Over the past few years, IRS warned it has observed criminals increasingly working through the internet, posing as representatives of the agency itself, with the goal of tricking unsuspecting taxpayers into revealing private information such as social security numbers and bank account details that can be used to steal their identities.
According to IRS, phishing is a growing menace which now features in the organization's 2006 "Dirty Dozen" tally of some of the most notorious tax scams. "Also high on the list in 2006 is phishing, a favorite ploy of identity thieves," IRS warned.

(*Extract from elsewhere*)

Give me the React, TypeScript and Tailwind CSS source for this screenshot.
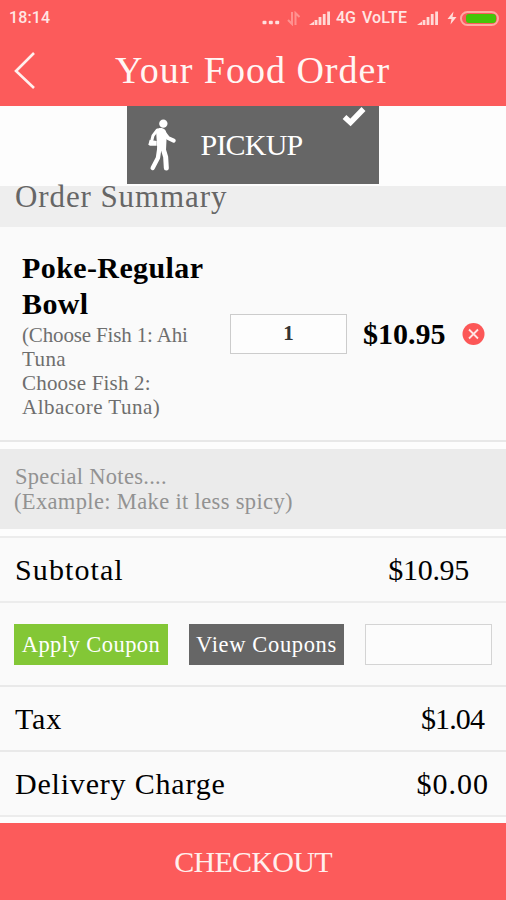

"In recent months, some taxpayers have received emails that appear to come from the IRS. A typical email notifies a taxpayer of an outstanding refund and urges the taxpayer to click on a hyperlink and visit an official-looking website. The website then solicits a social security and credit card number."
IRS also pointed out that it has received evidence of more subtle phishing scams which center on cyber criminals using the spam emails to announce to unsuspecting taxpayers they are "under audit" and could make things right by divulging selected private financial information.
"Taxpayers should take note: The IRS does not use e-mail to initiate contact with taxpayers about issues related to their accounts. If a taxpayer has any doubt whether a contact from the IRS is authentic, the taxpayer should call 1-800-829-1040 to confirm it," IRS stated.
IRS commissioner Mark W. Everson added: "I urge taxpayers not to be taken in by hucksters who promise to lower or eliminate taxes. Getting caught up in the Dirty Dozen or similar schemes can lead to big headaches."
IRS added that it pursues and shuts down promoters of phishing and numerous other scams. Anyone pulled into these schemes can also face repayment of taxes plus interest and penalties, the agency warned.